**WHAT NEEDS TO BE DONE:**
Go through the material and pull out every line with the string "React" in it.

**RAW DATA:**
BEGIN

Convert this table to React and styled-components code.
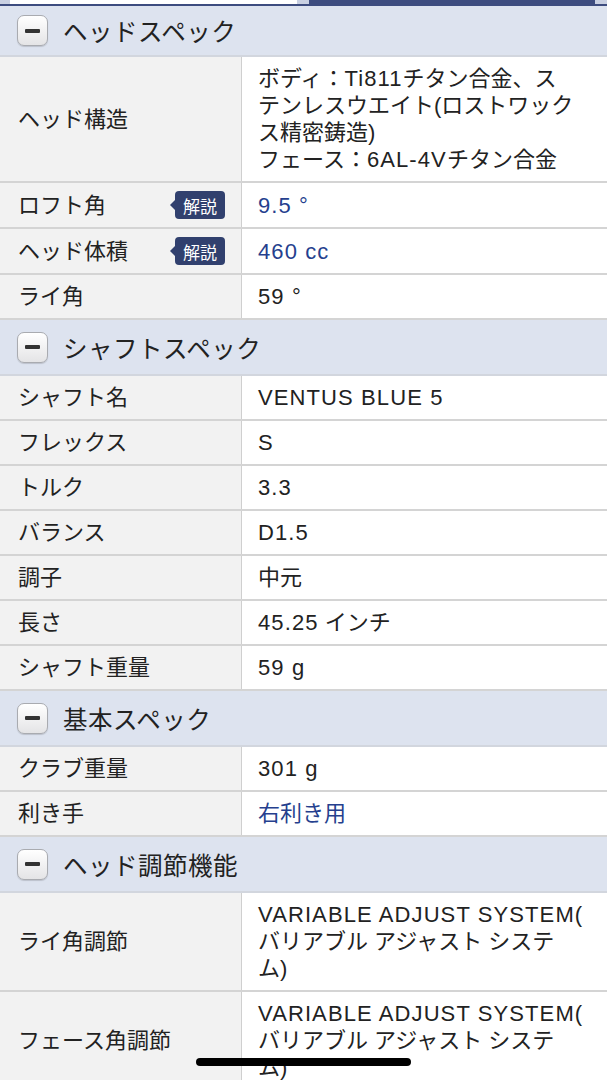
import React from 'react'
import styled, { createGlobalStyle } from 'styled-components'

const GlobalStyle = createGlobalStyle `
  html, body {
    margin: 0;
    padding: 0;
    background: #fff;
  }
  body {
    font-family: "Liberation Sans", "Noto Sans CJK JP", sans-serif;
    color: #222;
  }
`

const TabBar = styled.div `
  display: flex;
  gap: 12px;
  height: 4px;
  padding: 0 12px 0 10px;
  background: #c9d0e2;
  border-bottom: 2px solid #3d4c7f;
`

const Tab = styled.div `
  flex: 1;
  background: ${p => p.active ? '#fff' : '#3d4c7f'};
`

const SectionHeader = styled.div `
  display: flex;
  align-items: center;
  gap: 15px;
  height: ${p => p.first ? 49 : 54}px;
  padding: 0 17px;
  background: #dde3ef;
  border-bottom: 2px solid #d2d6de;
`

const MinusButton = styled.div `
  display: flex;
  align-items: center;
  justify-content: center;
  width: 29px;
  height: 29px;
  border: 1px solid #a9abb0;
  border-radius: 7px;
  background: linear-gradient(#ffffff, #e4e4e6);
  box-shadow: 0 1px 1px rgba(0, 0, 0, 0.15);

  &::before {
    content: '';
    width: 15px;
    height: 4px;
    border-radius: 1px;
    background: #333;
  }
`

const Title = styled.h2 `
  margin: 0;
  font-size: 24.5px;
  font-weight: normal;
  color: #222;
  letter-spacing: 0.5px;
`

const Row = styled.div `
  display: grid;
  grid-template-columns: 242px 1fr;
  border-bottom: 2px solid #d4d4d4;
`

const Label = styled.div `
  display: flex;
  align-items: center;
  justify-content: space-between;
  padding: 8px 16px 8px 18px;
  background: #f2f2f2;
  border-right: 1px solid #cfcfcf;
  font-size: 22px;
  line-height: 27px;
`

const Value = styled.div `
  padding: 8px 16px;
  font-size: 22px;
  line-height: 27px;
  color: ${p => p.link ? '#253f8e' : '#222'};
  display: flex;
  flex-direction: column;
  justify-content: center;
`

// latin glyphs in the original are a touch wider than Arial
const Latin = styled.span `
  letter-spacing: 1.1px;
`

const Badge = styled.span `
  position: relative;
  display: inline-flex;
  align-items: center;
  justify-content: center;
  width: 50px;
  height: 28px;
  border-radius: 4px;
  background: #31406e;
  color: #fff;
  font-family: "Noto Sans CJK JP", sans-serif;
  font-size: 17px;
  line-height: 1;

  &::before {
    content: '';
    position: absolute;
    left: -5px;
    top: 9px;
    border-top: 5px solid transparent;
    border-bottom: 5px solid transparent;
    border-right: 5px solid #31406e;
  }
`

const HomeIndicator = styled.div `
  position: fixed;
  left: 196px;
  bottom: 14px;
  width: 215px;
  height: 8px;
  border-radius: 4px;
  background: #000;
`

const sections = [
  {
    title: 'ヘッドスペック',
    rows: [
      { label: 'ヘッド構造', lines: ['ボディ：Ti811チタン合金、ス', 'テンレスウエイト(ロストワック', 'ス精密鋳造)', 'フェース：6AL-4Vチタン合金'] },
      { label: 'ロフト角', badge: true, link: true, lines: ['9.5 °'] },
      { label: 'ヘッド体積', badge: true, link: true, lines: ['460 cc'] },
      { label: 'ライ角', lines: ['59 °'] },
    ],
  },
  {
    title: 'シャフトスペック',
    rows: [
      { label: 'シャフト名', lines: ['VENTUS BLUE 5'] },
      { label: 'フレックス', lines: ['S'] },
      { label: 'トルク', lines: ['3.3'] },
      { label: 'バランス', lines: ['D1.5'] },
      { label: '調子', lines: ['中元'] },
      { label: '長さ', lines: ['45.25 インチ'] },
      { label: 'シャフト重量', lines: ['59 g'] },
    ],
  },
  {
    title: '基本スペック',
    rows: [
      { label: 'クラブ重量', lines: ['301 g'] },
      { label: '利き手', link: true, lines: ['右利き用'] },
    ],
  },
  {
    title: 'ヘッド調節機能',
    rows: [
      { label: 'ライ角調節', lines: ['VARIABLE ADJUST SYSTEM(', 'バリアブル アジャスト システ', 'ム)'] },
      { label: 'フェース角調節', lines: ['VARIABLE ADJUST SYSTEM(', 'バリアブル アジャスト システ', 'ム)'] },
    ],
  },
]

const renderLine = line =>
  line.split(/([A-Za-z0-9.\-°]+(?: [A-Za-z0-9.\-°(]+)*\(?)/).map((part, i) =>
    i % 2 ? <Latin key={i}>{part}</Latin> : part
  )

const App = () => (
  <>
    <GlobalStyle />
    <TabBar>
      <Tab active />
      <Tab />
    </TabBar>
    {sections.map((section, i) => (
      <section key={section.title}>
        <SectionHeader first={i === 0}>
          <MinusButton />
          <Title>{section.title}</Title>
        </SectionHeader>
        {section.rows.map(row => (
          <Row key={row.label}>
            <Label>
              <span>{row.label}</span>
              {row.badge && <Badge>解説</Badge>}
            </Label>
            <Value link={row.link}>
              {row.lines.map(line => <span key={line}>{renderLine(line)}</span>)}
            </Value>
          </Row>
        ))}
      </section>
    ))}
    <HomeIndicator />
  </>
)

export default App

END

**RESULT:**
Convert this table to React and styled-components code.
import React from 'react'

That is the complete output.